Yes, sandpaper is quite capable of removing a tattoo, but it's definitely not recommended: To get to deep layers of skin where the ink is, you'd be risking extensive scarring and infection. Using sandpaper on your skin can also result in an incomplete removal of the tattoo, not to mention an awful lot of pain. Recommended ways for getting rid of tattoos are laser treatments using different types of lasers to break up specific colors of tattoos; surgery to remove the tattoo and suture the edges of the skin together; or creams, which cause the tattoo to fade, although it's still there and slightly visible.
A large percentage of people who get a tattoo end up regretting it, either because they've lost interest in whatever game, motorcycle, or romantic interest they once were so enamored with or because the tattoo is interfering with their new lifestyle (for example, if a tattoo is too visible for a customer service job).
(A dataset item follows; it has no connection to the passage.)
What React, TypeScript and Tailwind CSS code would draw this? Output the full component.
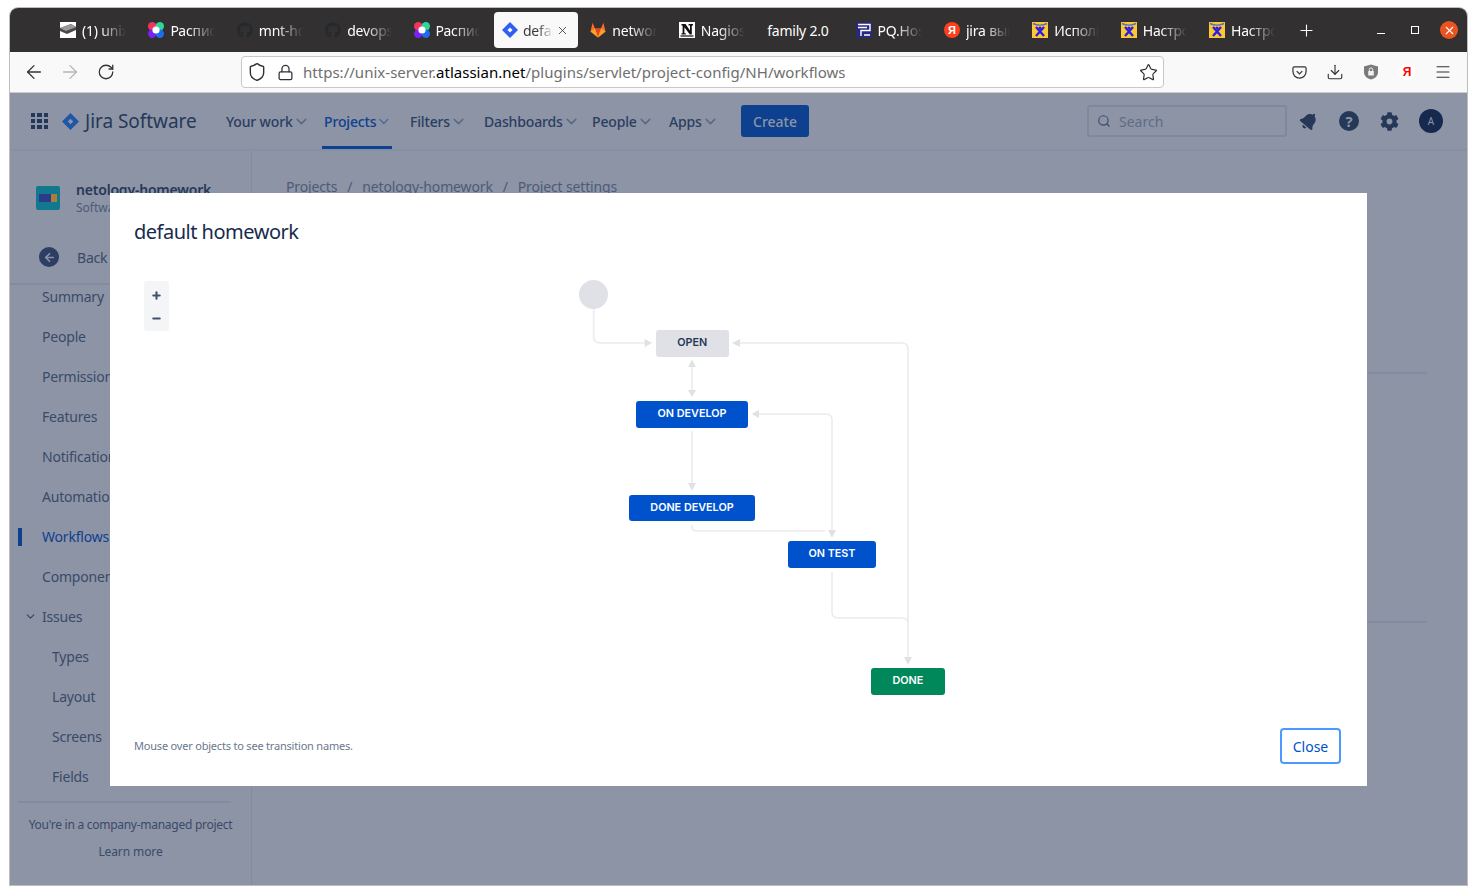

Of interest is Project New Start in California, which offers free tattoo removal to young people aged 13 to 25 who were part of a gang or who are at risk of being part of one. Participants have to commit to a series of rules, such as being part of an educational or steady work environment, doing 50 hours of volunteer community work and staying in touch with mentors. The tattoo removal is done with lasers, and similar to the way other laser treatments work, sessions are spread out over a few months or a year for the skin to heal in between treatments. By removing tattoos that no longer reflect who the person is now, the doctors who volunteer their time to operate the laser machinery give their clients a new start in society.